— BEGIN PROVIDED MATERIAL —
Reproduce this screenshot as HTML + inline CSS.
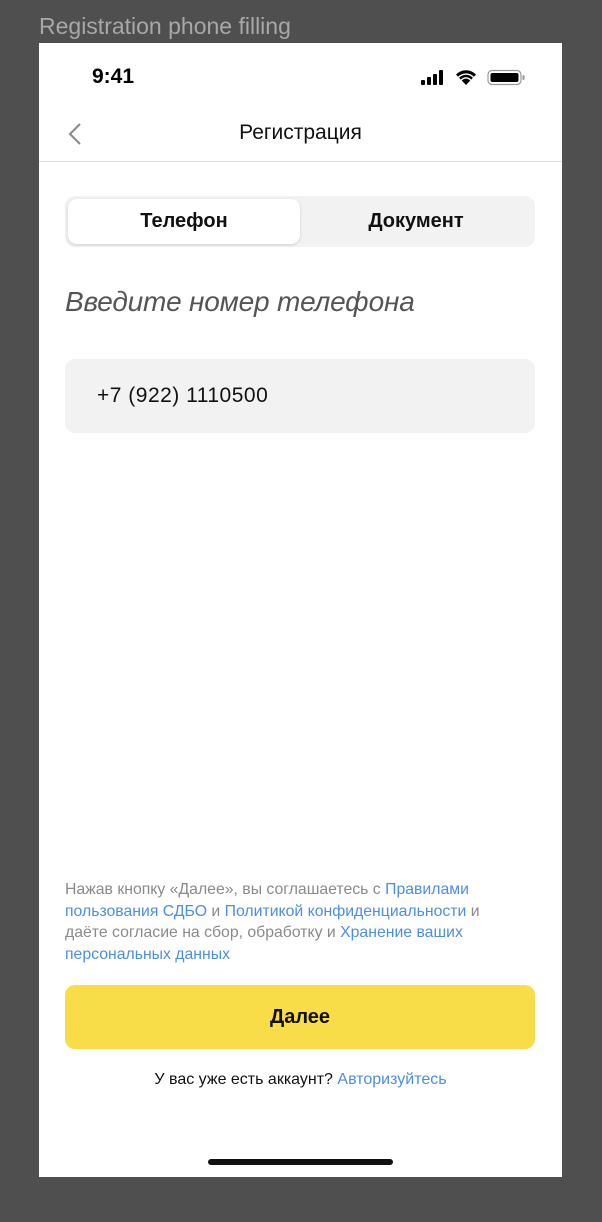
<!DOCTYPE html>
<html><head><meta charset="utf-8"><style>
*{margin:0;padding:0;box-sizing:border-box}
body{width:602px;height:1222px;background:#4f4f4f;position:relative;font-family:"Liberation Sans","DejaVu Sans",sans-serif;overflow:hidden}
.abs{position:absolute}
.title{left:39px;top:13px;color:#a8a8a8;font-size:23px}
.phone{left:39px;top:43px;width:523px;height:1134px;background:#fff}
.time{left:53px;top:22px;font-size:21px;font-weight:bold;color:#000}
.hdr{left:0;width:523px;top:78px;text-align:center;font-size:21px;color:#111}
.line{left:0;top:118px;width:523px;height:1px;background:#ddd}
.seg{left:26px;top:153px;width:470px;height:51px;background:#f2f2f2;border-radius:10px}
.seg .on{position:absolute;left:3px;top:3px;width:232px;height:45px;background:#fff;border-radius:9px;box-shadow:0 1px 3px rgba(0,0,0,.15)}
.seg span{position:absolute;top:14px;font-size:20px;font-weight:bold;color:#111;width:232px;text-align:center}
.h1{left:26px;top:243px;font-size:28px;font-style:italic;color:#555;letter-spacing:-0.2px}
.inp{left:26px;top:316px;width:470px;height:74px;background:#f2f2f2;border-radius:10px;font-size:21px;color:#111;padding:25px 0 0 32px;letter-spacing:0.5px}
.legal{left:26px;top:836px;width:480px;font-size:15.8px;line-height:21.5px;color:#8a8a8a;white-space:nowrap}
.legal a{color:#4a8ee8;text-decoration:none}
.btn{left:26px;top:942px;width:470px;height:64px;background:#f8dc48;border-radius:10px;text-align:center;font-size:20px;font-weight:bold;line-height:64px;color:#111}
.acc{left:0;width:523px;top:1028px;text-align:center;font-size:16px;color:#111}
.acc a{color:#4a8ee8}
.home{left:169px;top:1116px;width:185px;height:6px;background:#111;border-radius:3px}
</style></head><body>
<div class="abs title">Registration phone filling</div>
<div class="abs phone">
<div class="abs time">9:41</div>
<svg class="abs" style="left:382px;top:26px" width="105" height="18" viewBox="0 0 105 18">
<rect x="0" y="11" width="4" height="5" rx="1" fill="#000"/><rect x="6" y="8" width="4" height="8" rx="1" fill="#000"/><rect x="12" y="5" width="4" height="11" rx="1" fill="#000"/><rect x="18" y="1" width="4" height="15" rx="1" fill="#000"/>
<path d="M35 5.5a14 14 0 0 1 20 0L45 16Z" fill="#000"/>
<path d="M37.6 8.3a10 10 0 0 1 14.8 0M40.3 11.2a6 6 0 0 1 9.4 0" stroke="#fff" stroke-width="1.4" fill="none"/>
<rect x="67" y="1.5" width="33" height="14" rx="4" fill="none" stroke="#999" stroke-width="1.2"/><rect x="69.5" y="4" width="28" height="9" rx="2" fill="#000"/><rect x="101.5" y="6" width="2" height="5" rx="1" fill="#999"/>
</svg>
<svg class="abs" style="left:28px;top:79px" width="16" height="24"><path d="M13 2 L3 12 L13 22" stroke="#888" stroke-width="2" fill="none"/></svg>
<div class="abs hdr">Регистрация</div>
<div class="abs line"></div>
<div class="abs seg"><div class="on"></div><span style="left:3px">Телефон</span><span style="left:235px">Документ</span></div>
<div class="abs h1">Введите номер телефона</div>
<div class="abs inp">+7 (922) 1110500</div>
<div class="abs legal">Нажав кнопку «Далее», вы соглашаетесь с <a>Правилами</a><br><a>пользования СДБО</a> и <a>Политикой конфиденциальности</a> и<br>даёте согласие на сбор, обработку и <a>Хранение ваших</a><br><a>персональных данных</a></div>
<div class="abs btn">Далее</div>
<div class="abs acc">У вас уже есть аккаунт? <a>Авторизуйтесь</a></div>
<div class="abs home"></div>
</div>
</body></html>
— END PROVIDED MATERIAL —
> _STATED PROBLEM_
Restate the data above exactly, stripping out each image.

> _THE OUTPUT_
Reproduce this screenshot as HTML + inline CSS.
<!DOCTYPE html>
<html><head><meta charset="utf-8"><style>
*{margin:0;padding:0;box-sizing:border-box}
body{width:602px;height:1222px;background:#4f4f4f;position:relative;font-family:"Liberation Sans","DejaVu Sans",sans-serif;overflow:hidden}
.abs{position:absolute}
.title{left:39px;top:13px;color:#a8a8a8;font-size:23px}
.phone{left:39px;top:43px;width:523px;height:1134px;background:#fff}
.time{left:53px;top:22px;font-size:21px;font-weight:bold;color:#000}
.hdr{left:0;width:523px;top:78px;text-align:center;font-size:21px;color:#111}
.line{left:0;top:118px;width:523px;height:1px;background:#ddd}
.seg{left:26px;top:153px;width:470px;height:51px;background:#f2f2f2;border-radius:10px}
.seg .on{position:absolute;left:3px;top:3px;width:232px;height:45px;background:#fff;border-radius:9px;box-shadow:0 1px 3px rgba(0,0,0,.15)}
.seg span{position:absolute;top:14px;font-size:20px;font-weight:bold;color:#111;width:232px;text-align:center}
.h1{left:26px;top:243px;font-size:28px;font-style:italic;color:#555;letter-spacing:-0.2px}
.inp{left:26px;top:316px;width:470px;height:74px;background:#f2f2f2;border-radius:10px;font-size:21px;color:#111;padding:25px 0 0 32px;letter-spacing:0.5px}
.legal{left:26px;top:836px;width:480px;font-size:15.8px;line-height:21.5px;color:#8a8a8a;white-space:nowrap}
.legal a{color:#4a8ee8;text-decoration:none}
.btn{left:26px;top:942px;width:470px;height:64px;background:#f8dc48;border-radius:10px;text-align:center;font-size:20px;font-weight:bold;line-height:64px;color:#111}
.acc{left:0;width:523px;top:1028px;text-align:center;font-size:16px;color:#111}
.acc a{color:#4a8ee8}
.home{left:169px;top:1116px;width:185px;height:6px;background:#111;border-radius:3px}
</style></head><body>
<div class="abs title">Registration phone filling</div>
<div class="abs phone">
<div class="abs time">9:41</div>
<svg class="abs" style="left:382px;top:26px" width="105" height="18" viewBox="0 0 105 18">
<rect x="0" y="11" width="4" height="5" rx="1" fill="#000"/><rect x="6" y="8" width="4" height="8" rx="1" fill="#000"/><rect x="12" y="5" width="4" height="11" rx="1" fill="#000"/><rect x="18" y="1" width="4" height="15" rx="1" fill="#000"/>
<path d="M35 5.5a14 14 0 0 1 20 0L45 16Z" fill="#000"/>
<path d="M37.6 8.3a10 10 0 0 1 14.8 0M40.3 11.2a6 6 0 0 1 9.4 0" stroke="#fff" stroke-width="1.4" fill="none"/>
<rect x="67" y="1.5" width="33" height="14" rx="4" fill="none" stroke="#999" stroke-width="1.2"/><rect x="69.5" y="4" width="28" height="9" rx="2" fill="#000"/><rect x="101.5" y="6" width="2" height="5" rx="1" fill="#999"/>
</svg>
<svg class="abs" style="left:28px;top:79px" width="16" height="24"><path d="M13 2 L3 12 L13 22" stroke="#888" stroke-width="2" fill="none"/></svg>
<div class="abs hdr">Регистрация</div>
<div class="abs line"></div>
<div class="abs seg"><div class="on"></div><span style="left:3px">Телефон</span><span style="left:235px">Документ</span></div>
<div class="abs h1">Введите номер телефона</div>
<div class="abs inp">+7 (922) 1110500</div>
<div class="abs legal">Нажав кнопку «Далее», вы соглашаетесь с <a>Правилами</a><br><a>пользования СДБО</a> и <a>Политикой конфиденциальности</a> и<br>даёте согласие на сбор, обработку и <a>Хранение ваших</a><br><a>персональных данных</a></div>
<div class="abs btn">Далее</div>
<div class="abs acc">У вас уже есть аккаунт? <a>Авторизуйтесь</a></div>
<div class="abs home"></div>
</div>
</body></html>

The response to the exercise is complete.